Which is why good headhunters will always be in business. Even if LinkedIn changes the game for them.

Which it does. But it really changes the game in a not very nice way for Monster and Dice.

This became clear when I spoke to the first headhunter. He is very good at his niche, I have used him with success before. So I was shocked to find he did not know about LinkedIn. I clued him in. He owes me a discount on my next search.

I asked the next headhunter and his response was “it’s awesome, totally changes the game”.

He is right. The reason is that LinkedIn connects me to people who are not looking, but who might be with the right proposition. So I can target not only companies where people may have the right experience but companies where the employees might also be feeling nervous about the future.

That saves me the Monster and Dice fees. Which would only get me the active job seekers.

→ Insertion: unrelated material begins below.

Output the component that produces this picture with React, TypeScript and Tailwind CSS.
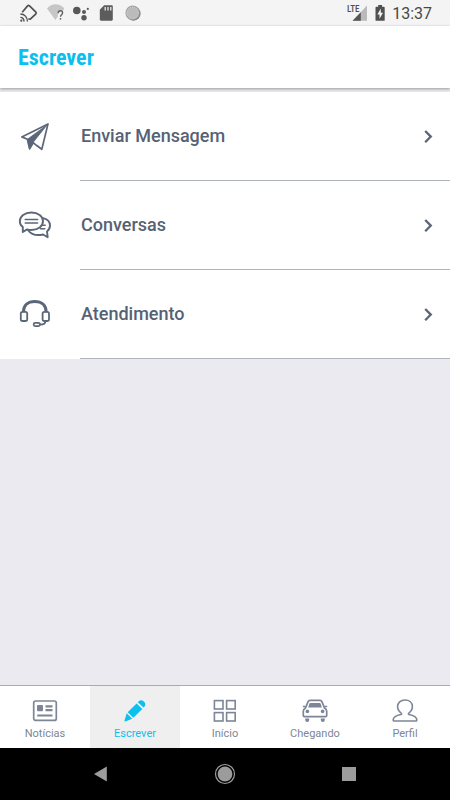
import type { ReactNode } from "react";

function SendIcon() {
  return (
    <svg width="34" height="32" viewBox="0 0 34 32" fill="none" stroke="#5b6778" strokeWidth="1.7" strokeLinejoin="round">
      <path d="M3.8 15.9 30 2.9 23.8 28.3 18.4 24.3 15.2 21.7 11.6 27.9 9.4 18.3Z" />
      <path d="M29 4 9.4 18.3l2.2 9.4 3.4-6.2Z" fill="#5b6778" strokeWidth="0.8" />
    </svg>
  );
}

function ChatIcon() {
  return (
    <svg width="34" height="32" viewBox="0 0 34 32" fill="none" stroke="#5b6778" strokeWidth="1.9" strokeLinejoin="round" strokeLinecap="round">
      <path d="M4.8 17C2.8 15.5 1.8 13.4 1.8 11.2c0-5 5-8.7 11.6-8.7S25 6.2 25 11.2s-5 8.8-11.6 8.8c-1.6 0-3-.2-4.3-.6L4.8 22Z" />
      <path d="M25.2 8.2c4.1 1 6.8 4 6.8 7.4 0 2.4-1.1 4.4-3 5.9l.7 5.7-4.6-2.7c-6.4 1.4-12.2-.4-15-4.3" />
      <path d="M7.2 9.4h12.4M7.2 13h12.4M24.5 15.2h2.7M22.5 18.7h4.3" strokeWidth="1.5" />
    </svg>
  );
}

function HeadsetIcon() {
  return (
    <svg width="34" height="32" viewBox="0 0 34 32" fill="none" stroke="#5b6778">
      <path d="M5.4 13.2C5.4 6.2 10.2 2.4 16.8 2.4s11.4 3.8 11.4 10.8" strokeWidth="3" />
      <rect x="2.8" y="12.8" width="6.4" height="9.2" rx="1.8" strokeWidth="1.8" />
      <rect x="24.6" y="12.8" width="6.4" height="9.2" rx="1.8" strokeWidth="1.8" />
      <path d="M27.4 22c0 2.6-1.2 3.6-5.3 3.6" strokeWidth="2" />
      <rect x="15.6" y="23.9" width="6.4" height="3.2" rx="1.6" strokeWidth="1.7" />
    </svg>
  );
}

function ChevronIcon() {
  return (
    <svg width="10" height="14" viewBox="0 0 10 14" fill="none" stroke="#5b6778" strokeWidth="2.3">
      <path d="M2.2 2 7.8 7.6 2.2 13.2" />
    </svg>
  );
}

function NewsIcon() {
  return (
    <svg width="26" height="26" viewBox="0 0 26 26" fill="none" stroke="#7d8696">
      <rect x="1.7" y="3" width="22.6" height="19.4" rx="2" strokeWidth="1.7" />
      <rect x="5" y="7" width="6" height="6.2" rx="1" fill="#7d8696" stroke="none" />
      <path d="M13.5 8.3H20.5M13.5 12.2H20.5M5.2 17.5H20.5" strokeWidth="2.2" />
    </svg>
  );
}

function PencilIcon() {
  return (
    <svg width="26" height="26" viewBox="0 0 26 26" fill="#0bbfee">
      <path d="M16.8 3.2c1.4-1.4 3.3-1.4 4.7 0l.8.8c1.4 1.4 1.4 3.2.2 4.5l-1 1-5.7-5.3Z" />
      <path d="m14.6 5.4 5.7 5.5-9 8.9-5.6-5.6Z" />
      <path d="m4.7 15.2 5.5 5.6-6.9 2.6c-.6.2-1-.3-.8-.8Z" />
    </svg>
  );
}

function GridIcon() {
  return (
    <svg width="26" height="26" viewBox="0 0 26 26" fill="none" stroke="#7d8696" strokeWidth="1.6">
      <rect x="2.4" y="2.6" width="8.6" height="8.4" />
      <rect x="14.6" y="2.6" width="8.6" height="8.4" />
      <rect x="2.4" y="14.6" width="8.6" height="8.4" />
      <rect x="14.6" y="14.6" width="8.6" height="8.4" />
    </svg>
  );
}

function CarIcon() {
  return (
    <svg width="26" height="26" viewBox="0 0 26 26" fill="none" stroke="#7d8696" strokeWidth="1.7" strokeLinejoin="round">
      <path d="M3.3 10.3 6.1 3.6C6.5 2.6 7 2.3 8 2.3h10c1 0 1.5.3 1.9 1.3l2.8 6.7c1.4.7 2 1.6 2 3v4.2c0 .8-.4 1.1-1.1 1.1H2.4c-.7 0-1.1-.3-1.1-1.1v-4.2c0-1.4.6-2.3 2-3Z" />
      <path d="M8.4 4.9h9.2c.6 0 .9.2 1.1.8l1.1 3.8H6.2l1.1-3.8c.2-.6.5-.8 1.1-.8Z" fill="#7d8696" stroke="none" />
      <path d="M.8 8.5h2.6M22.6 8.5h2.6" />
      <circle cx="5.4" cy="13.4" r="1.8" fill="#7d8696" stroke="none" />
      <circle cx="20.6" cy="13.4" r="1.8" fill="#7d8696" stroke="none" />
      <path d="M3.2 20.4h4v1.6a2 2 0 0 1-4 0ZM18.8 20.4h4v1.6a2 2 0 0 1-4 0Z" fill="#7d8696" stroke="none" />
    </svg>
  );
}

function ProfileIcon() {
  return (
    <svg width="26" height="26" viewBox="0 0 26 26" fill="none" stroke="#7d8696" strokeWidth="1.6" strokeLinejoin="round">
      <path d="M9.4 15.4C6.9 13.6 5.6 11.2 5.6 8.6c0-4 3-6.6 7.4-6.6s7.4 2.6 7.4 6.6c0 2.6-1.3 5-3.8 6.8-.4.5-.2.9.5 1.1 4.9 1 7.4 2.1 7.7 5.2.1.9-.3 1.3-1.1 1.3H2.3c-.8 0-1.2-.4-1.1-1.3.3-3.1 2.8-4.2 7.7-5.2.7-.2.9-.6.5-1.1Z" />
    </svg>
  );
}

function StatusBar() {
  return (
    <div className="flex h-[26px] items-center justify-between bg-[#f4f4f4] pr-[18px] pl-5">
      <div className="flex items-center gap-2">
        <svg width="19" height="20" viewBox="0 0 19 20" fill="none" stroke="#505050" strokeWidth="1.7">
          <path d="M2.2 9.2 7.6 2.9c.5-.6 1-.7 1.7-.2l6.6 6.5c.5.6.5 1 0 1.6l-5.6 5.4-2-.2" />
          <path d="M.4 11c4.2 0 7 3.2 7 7.4M.4 14.4c2.2 0 3.6 1.6 3.6 4" strokeWidth="1.4" />
          <circle cx="1.3" cy="17.7" r="1.1" fill="#505050" stroke="none" />
        </svg>
        <svg width="18" height="20" viewBox="0 0 18 20">
          <path d="M0 5.5C5-.1 12-.1 17.4 5.5L15.6 8C12.5 7 10.8 10 10.8 13.5L8.4 17Z" fill="#c6c6c6" />
          <path d="M11.2 10.2c0-1.6.8-2.4 2.2-2.4s2.2.8 2.2 2c0 1.8-2.1 2-2.1 4" fill="none" stroke="#606060" strokeWidth="1.4" />
          <circle cx="13.5" cy="15.8" r=".9" fill="#606060" />
        </svg>
        <svg width="18" height="20" viewBox="0 0 18 20" fill="#585858">
          <circle cx="3.8" cy="7.5" r="3.8" />
          <circle cx="11" cy="9" r="2" />
          <circle cx="14.8" cy="5.9" r="1.1" />
          <circle cx="11" cy="14.8" r="2.7" />
        </svg>
        <svg width="16" height="20" viewBox="0 0 16 20">
          <path d="M5.2 2.3h7.4c.7 0 1.2.5 1.2 1.2v13c0 .7-.5 1.2-1.2 1.2H2c-.7 0-1.2-.5-1.2-1.2V6.8Z" fill="#5c5c5c" />
          <path d="M6.2 4v3.6M9 4v3.6M11.8 4v3.6" stroke="#e8e8e8" strokeWidth="1.3" />
        </svg>
        <svg width="18" height="20" viewBox="0 0 18 20">
          <circle cx="10.4" cy="10.5" r="7.2" fill="#777" />
          <circle cx="9.6" cy="9.8" r="7.2" fill="#a2a2a2" />
          <circle cx="9.6" cy="9.8" r="5.8" fill="#bbb" stroke="#ddd" strokeWidth="1" strokeDasharray="1 1" />
        </svg>
      </div>
      <div className="flex items-center gap-1.5">
        <svg width="20" height="20" viewBox="0 0 20 20" className="font-['Roboto_Condensed','Liberation_Sans_Narrow',Roboto,sans-serif]">
          <path d="M20 2.6v15.2H5.6Z" fill="#bababa" />
          <path d="M13.8 9.2v8.6H5.6Z" fill="#555" />
          <path d="M0 1h13v8H0Z" fill="#f4f4f4" />
          <text x="0" y="9" fontSize="9" fontWeight="500" fill="#505050">
            LTE
          </text>
        </svg>
        <svg width="13" height="20" viewBox="0 0 13 20">
          <path d="M5.2 2H9v1.8h1.8c.6 0 .9.3.9.9v12.2c0 .6-.3.9-.9.9H3.4c-.6 0-.9-.3-.9-.9V4.7c0-.6.3-.9.9-.9h1.8Z" fill="#505050" />
          <path d="M7.8 5.6 4.4 11.4h2.1v4.3l3.5-6H7.8Z" fill="#f4f4f4" />
        </svg>
        <span className="pt-0.5 text-base leading-5 text-[#484848]">13:37</span>
      </div>
    </div>
  );
}

function MenuRow({ icon, label }: { icon: ReactNode; label: string }) {
  return (
    <li>
      <a href="#" className="flex h-[89px] items-stretch bg-white">
        <span className="flex w-20 shrink-0 items-center pl-[18px]">{icon}</span>
        <span className="flex flex-1 items-center justify-between border-b border-[#afb4bb] pr-[17px] pl-px text-lg font-medium text-[#566274]">
          {label}
          <ChevronIcon />
        </span>
      </a>
    </li>
  );
}

const tabs = [
  { label: "Notícias", icon: <NewsIcon /> },
  { label: "Escrever", icon: <PencilIcon />, active: true },
  { label: "Início", icon: <GridIcon /> },
  { label: "Chegando", icon: <CarIcon /> },
  { label: "Perfil", icon: <ProfileIcon /> },
];

export default function App() {
  return (
    <div className="flex min-h-screen flex-col bg-[#ebeaf0] font-['Roboto',sans-serif]">
      <StatusBar />
      <header className="mb-1 bg-white px-[18px] pt-[17px] pb-[15px] shadow-[0_1px_3px_rgba(0,0,0,0.35)]">
        <h1 className="font-['Roboto_Condensed','Liberation_Sans_Narrow',Roboto,sans-serif] text-[22px] leading-[30px] font-bold text-[#0bbfee]">
          Escrever
        </h1>
      </header>
      <main className="flex-1">
        <ul>
          <MenuRow icon={<SendIcon />} label="Enviar Mensagem" />
          <MenuRow icon={<ChatIcon />} label="Conversas" />
          <MenuRow icon={<HeadsetIcon />} label="Atendimento" />
        </ul>
      </main>
      <nav className="grid grid-cols-5 border-t border-[#a9abb8] bg-white">
        {tabs.map((tab) => (
          <a
            key={tab.label}
            href="#"
            className={
              tab.active
                ? "flex flex-col items-center gap-0.5 bg-[#efefef] pt-3 pb-1.5 text-[#0bbfee]"
                : "flex flex-col items-center gap-0.5 pt-3 pb-1.5 text-[#7d8696]"
            }
          >
            {tab.icon}
            <span className="text-[11px] leading-4">{tab.label}</span>
          </a>
        ))}
      </nav>
      <div className="flex h-[52px] items-center justify-center gap-[106px] bg-black">
        <button aria-label="Voltar">
          <svg width="14" height="16" viewBox="0 0 14 16" fill="#9c9c9c">
            <path d="M12.8.6v14.8L0 8Z" />
          </svg>
        </button>
        <button aria-label="Tela inicial">
          <svg width="22" height="22" viewBox="0 0 22 22" fill="none" stroke="#9c9c9c">
            <circle cx="11" cy="11" r="9.5" strokeWidth="1.2" />
            <circle cx="11" cy="11" r="7.4" fill="#9c9c9c" stroke="none" />
          </svg>
        </button>
        <button aria-label="Recentes">
          <svg width="14" height="14" viewBox="0 0 14 14" fill="#9c9c9c">
            <rect width="14" height="14" />
          </svg>
        </button>
      </div>
    </div>
  );
}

My proposition to the headhunter who was not using LinkedIn was that he should put his whole proprietary database up on LinkedIn. This was his pride and joy, the accumulated asset from decades in the game. So the idea gave him some agita. But I also said that he could connect to me and I was happy to give him an exclusive on this search. I was not willing to pay the 33% headhunting fee, more like half that (more a “recruiter” than an “executive search” fee). But that would be worth it to me as I would get his contacts as well as his time and experience filtering and closing the right candidate.

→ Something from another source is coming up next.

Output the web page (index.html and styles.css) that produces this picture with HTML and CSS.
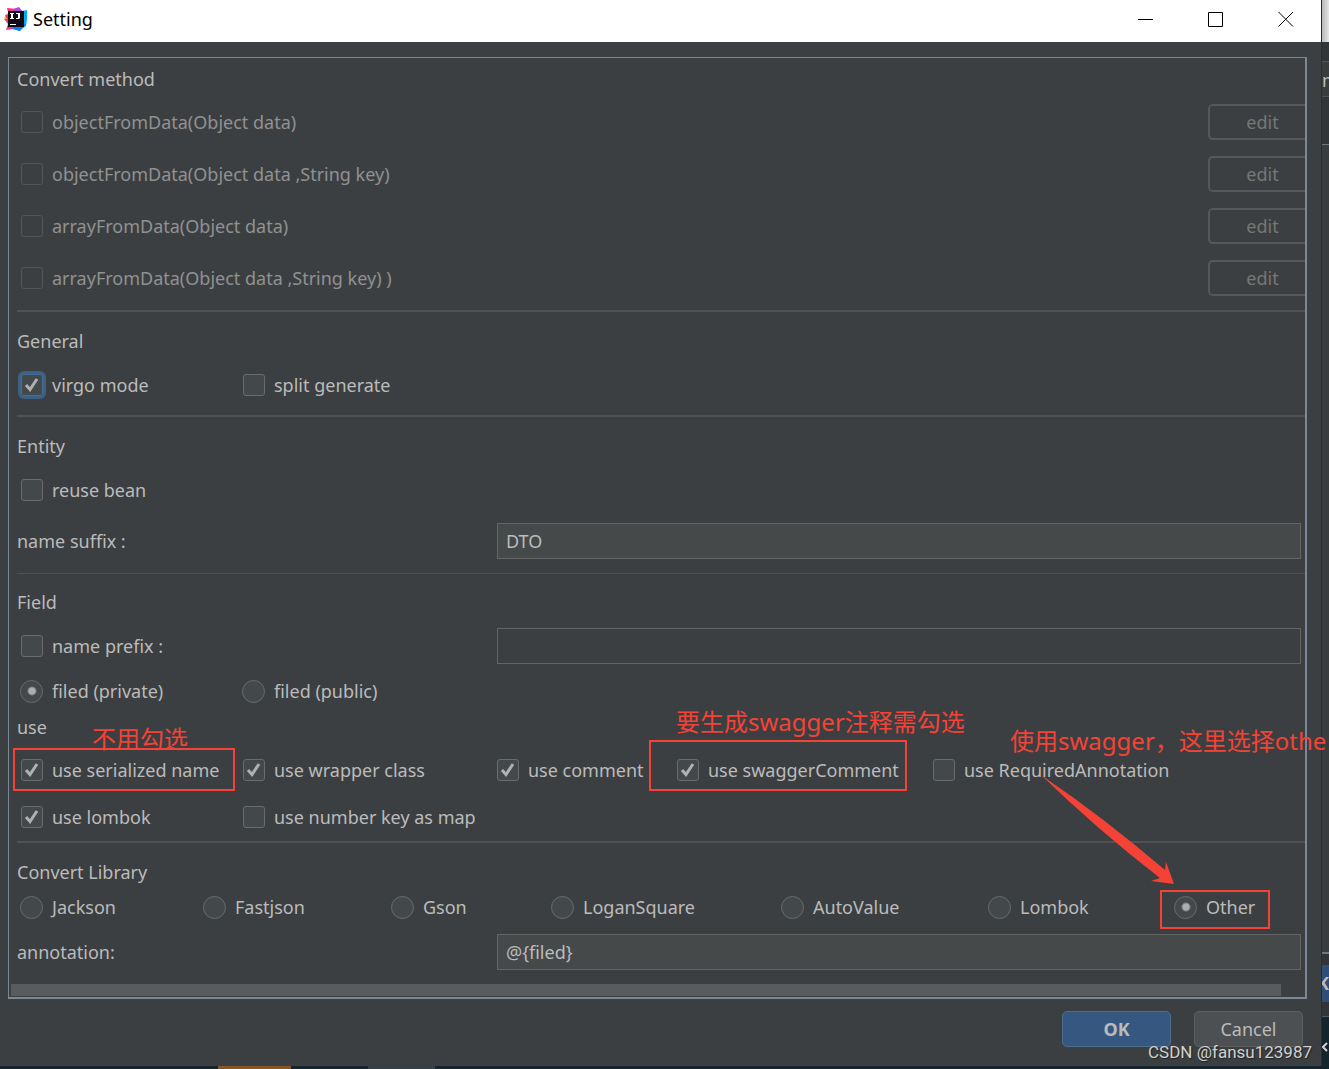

This works because the headhunter can set the Connections tab as private. That prevents a client or competitor browsing through his database. They can see his Connections via Search. But transparency is one price to pay. In the end it is only names on LinkedIn, what matters is the quality of the relationship.

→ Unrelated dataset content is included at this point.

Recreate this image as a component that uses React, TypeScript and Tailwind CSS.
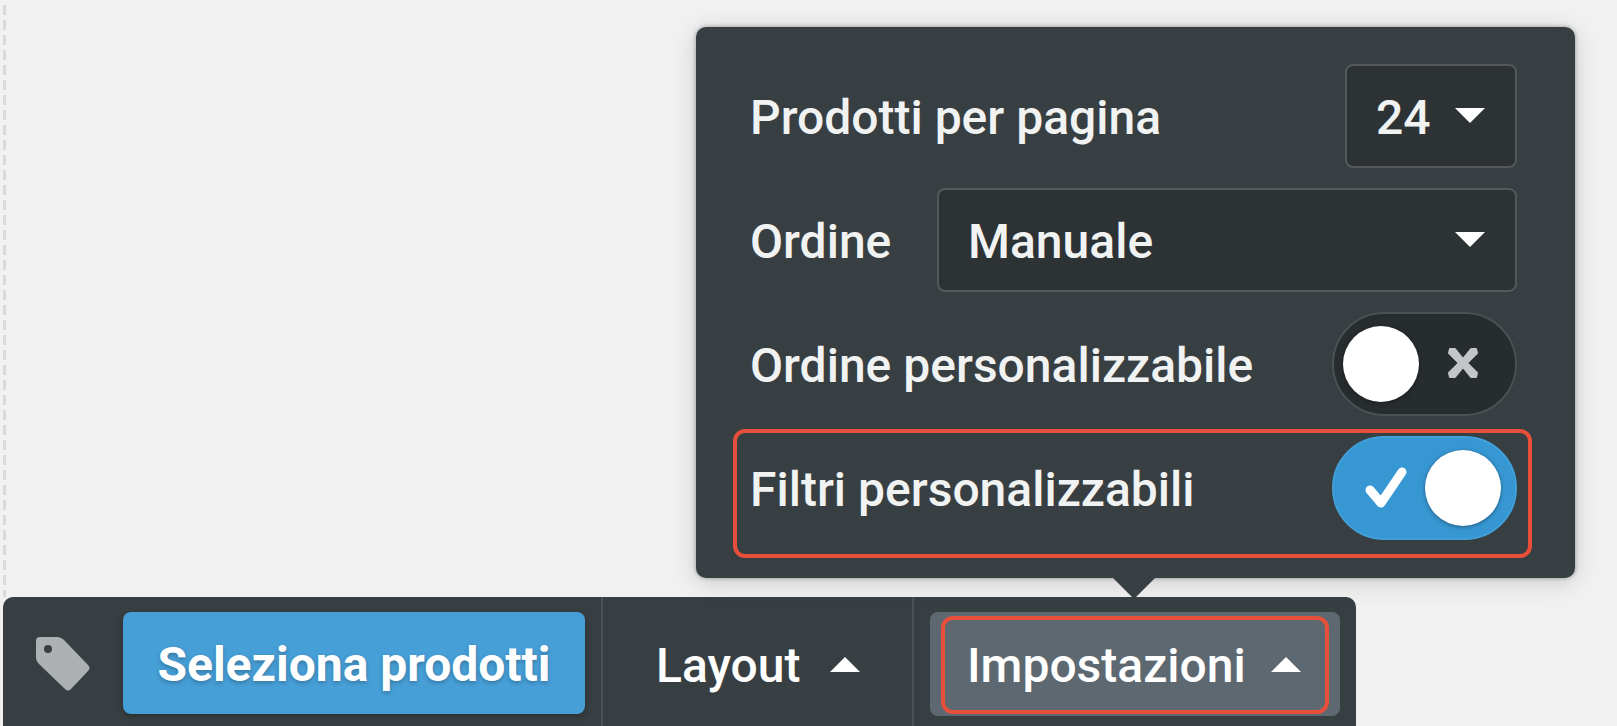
import { useState } from "react";

function Caret({ up = false }: { up?: boolean }) {
  return (
    <svg width="30" height="15" viewBox="0 0 30 15" fill="white" aria-hidden="true">
      <path d={up ? "M0 15L15 0L30 15Z" : "M0 0H30L15 15Z"} />
    </svg>
  );
}

type ToggleProps = {
  id: string;
  checked: boolean;
  onChange: (value: boolean) => void;
};

function Toggle({ id, checked, onChange }: ToggleProps) {
  return (
    <span className="relative block h-[104px] w-[185px] shrink-0">
      <input
        id={id}
        type="checkbox"
        className="peer block h-full w-full cursor-pointer appearance-none rounded-full border-2 border-[#4b5053] bg-[#272c2f] checked:border-[#419fd9] checked:bg-[#3797d3]"
        checked={checked}
        onChange={(e) => onChange(e.target.checked)}
      />
      <span className="pointer-events-none absolute top-[14px] left-[11px] size-[76px] rounded-full bg-white shadow-[0_1px_4px_rgba(0,0,0,0.4)] peer-checked:left-[93px]" />
      {checked ? (
        <svg
          className="pointer-events-none absolute top-[30px] left-[33px]"
          width="42"
          height="44"
          viewBox="0 0 42 44"
          fill="none"
          stroke="white"
          strokeLinecap="round"
          strokeLinejoin="round"
          aria-hidden="true"
        >
          <path d="M5 24L16 37L37 6" strokeWidth="9" />
        </svg>
      ) : (
        <svg
          className="pointer-events-none absolute top-[36px] left-[116px]"
          width="30"
          height="30"
          viewBox="0 0 30 30"
          fill="#c3c5c6"
          stroke="#c3c5c6"
          strokeWidth="2"
          strokeLinejoin="round"
          aria-hidden="true"
        >
          <path d="M2 1H7L15 11L23 1H28L29 5L19 15L29 25L28 29H23L15 19L7 29H2L1 25L11 15L1 5Z" />
        </svg>
      )}
    </span>
  );
}

export default function App() {
  const [perPage, setPerPage] = useState("24");
  const [order, setOrder] = useState("manuale");
  const [customOrder, setCustomOrder] = useState(false);
  const [customFilters, setCustomFilters] = useState(true);

  return (
    <main className="flex min-h-screen flex-col bg-[#f1f1f1] font-['Roboto','Liberation_Sans',sans-serif] text-5xl leading-[56px] text-white">
      {/* CANVAS */}
      <div className="flex">
        {/* dashed edge of the drop area */}
        <div className="ml-[3px] w-[3px] bg-[repeating-linear-gradient(to_bottom,#f1f1f1_0px,#f1f1f1_5px,#dadada_5px,#dadada_15px)]" />

        <div className="flex flex-1 justify-end pt-[27px] pr-[42px] pb-[19px]">
          {/* SETTINGS POPOVER */}
          <section className="relative flex w-[879px] flex-col gap-5 rounded-[10px] bg-[#383f42] pt-[37px] pr-[58px] pb-[38px] pl-[54px] font-medium text-[#f1f2f2] shadow-[0_4px_24px_rgba(0,0,0,0.16),0_0_4px_rgba(0,0,0,0.35)]">
            <div className="flex items-center justify-between">
              <label htmlFor="per-page" className="pt-1">
                Prodotti per pagina
              </label>
              <div className="relative">
                <select
                  id="per-page"
                  className="block h-[104px] w-[172px] appearance-none rounded-[8px] border-2 border-[#54585b] bg-[#2d3235] pt-1 pl-[29px]"
                  value={perPage}
                  onChange={(e) => setPerPage(e.target.value)}
                >
                  <option>24</option>
                  <option>48</option>
                </select>
                <span className="pointer-events-none absolute top-[44px] right-8">
                  <Caret />
                </span>
              </div>
            </div>

            <div className="flex items-center justify-between">
              <label htmlFor="order" className="pt-1">
                Ordine
              </label>
              <div className="relative">
                <select
                  id="order"
                  className="block h-[104px] w-[580px] appearance-none rounded-[8px] border-2 border-[#54585b] bg-[#2d3235] pt-1 pl-[29px]"
                  value={order}
                  onChange={(e) => setOrder(e.target.value)}
                >
                  <option value="manuale">Manuale</option>
                </select>
                <span className="pointer-events-none absolute top-[44px] right-8">
                  <Caret />
                </span>
              </div>
            </div>

            <div className="flex items-center justify-between">
              <label htmlFor="custom-order" className="pt-1">
                Ordine personalizzabile
              </label>
              <Toggle id="custom-order" checked={customOrder} onChange={setCustomOrder} />
            </div>

            <div className="relative flex items-center justify-between">
              <label htmlFor="custom-filters" className="pt-1">
                Filtri personalizzabili
              </label>
              <Toggle id="custom-filters" checked={customFilters} onChange={setCustomFilters} />
              <span className="pointer-events-none absolute -top-[7px] -right-[15px] -bottom-[18px] -left-[17px] rounded-[12px] border-4 border-[#e74f3b]" />
            </div>

            {/* arrow */}
            <svg
              className="absolute top-full left-[417px]"
              width="42"
              height="21"
              viewBox="0 0 42 21"
              fill="#383f42"
              aria-hidden="true"
            >
              <path d="M0 0H42L21 21Z" />
            </svg>
          </section>
        </div>
      </div>

      {/* TOOLBAR */}
      <nav className="ml-[3px] flex w-fit flex-1 rounded-t-[10px] bg-[#383f42] font-medium">
        <div className="flex items-start gap-[33px] border-r-2 border-[#4b5154] pt-[15px] pr-4 pl-[33px]">
          <svg className="mt-[25px]" width="54" height="54" viewBox="0 0 54 54" aria-hidden="true">
            <path
              d="M4 0H21Q25 0 28 3L52 28Q55 31 52 34L35 52Q32 55 29 52L3 27Q0 24 0 21V4Q0 0 4 0ZM12 8A4 4 0 1 0 12 16A4 4 0 1 0 12 8Z"
              fill="#adb1b4"
              fillRule="evenodd"
            />
          </svg>
          <button
            type="button"
            className="h-[102px] w-[462px] rounded-[8px] bg-[#479fd7] pt-1 font-bold text-shadow-[0_2px_4px_rgba(0,0,0,0.25)] shadow-[0_2px_6px_rgba(0,0,0,0.3)]"
          >
            Seleziona prodotti
          </button>
        </div>

        <div className="flex items-start border-r-2 border-[#4b5154] px-4 pt-[15px]">
          <button type="button" className="flex h-[104px] w-[277px] items-center justify-between pr-[36px] pl-[37px]">
            <span className="pt-1">Layout</span>
            <Caret up />
          </button>
        </div>

        <div className="flex items-start px-4 pt-[15px]">
          <button
            type="button"
            className="relative flex h-[104px] w-[410px] items-center justify-between rounded-[8px] bg-[#5d6870] pr-[39px] pl-[37px]"
          >
            <span className="pt-1">Impostazioni</span>
            <Caret up />
            <span className="pointer-events-none absolute top-1 right-[11px] bottom-[2px] left-[11px] rounded-[12px] border-4 border-[#e74f3b]" />
          </button>
        </div>
      </nav>
    </main>
  );
}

I don’t know how headhunters will adapt to LinkedIn. I am not sure if it is wise for them to load in their contacts. I know that would work for me as a client, but our interests are not totally aligned. I do know that they will have to adapt.

I am sure that Monster, Dice and their equivalent will have to work a lot harder to prove their value.

I also know that many companies would love to ban their employees from being on LinkedIn, to avoid them being poached. However I suspect that effort will fail.

In all my use of LinkedIn, I have still not paid them a dime. Which makes me a total cheapskate and ingrate. But I don’t need to pay them to get the value, which is tremendous. So I am still not totally sold on LinkedIn as a business. But that does not matter as I cannot buy their shares. I am totally sold on their value as a service.

LinkedIn recently gave me an RSS feed of events in my network that feeds up to my start-page. So I can read the latest tech news and see who my contacts have been meeting. The latter, being personal to my little corner of the world, is far more interesting. I know you can get that kind of thing with Facebook and FriendFeed (neither of which is for a “suit” like me). But in the business world, this is quite exciting.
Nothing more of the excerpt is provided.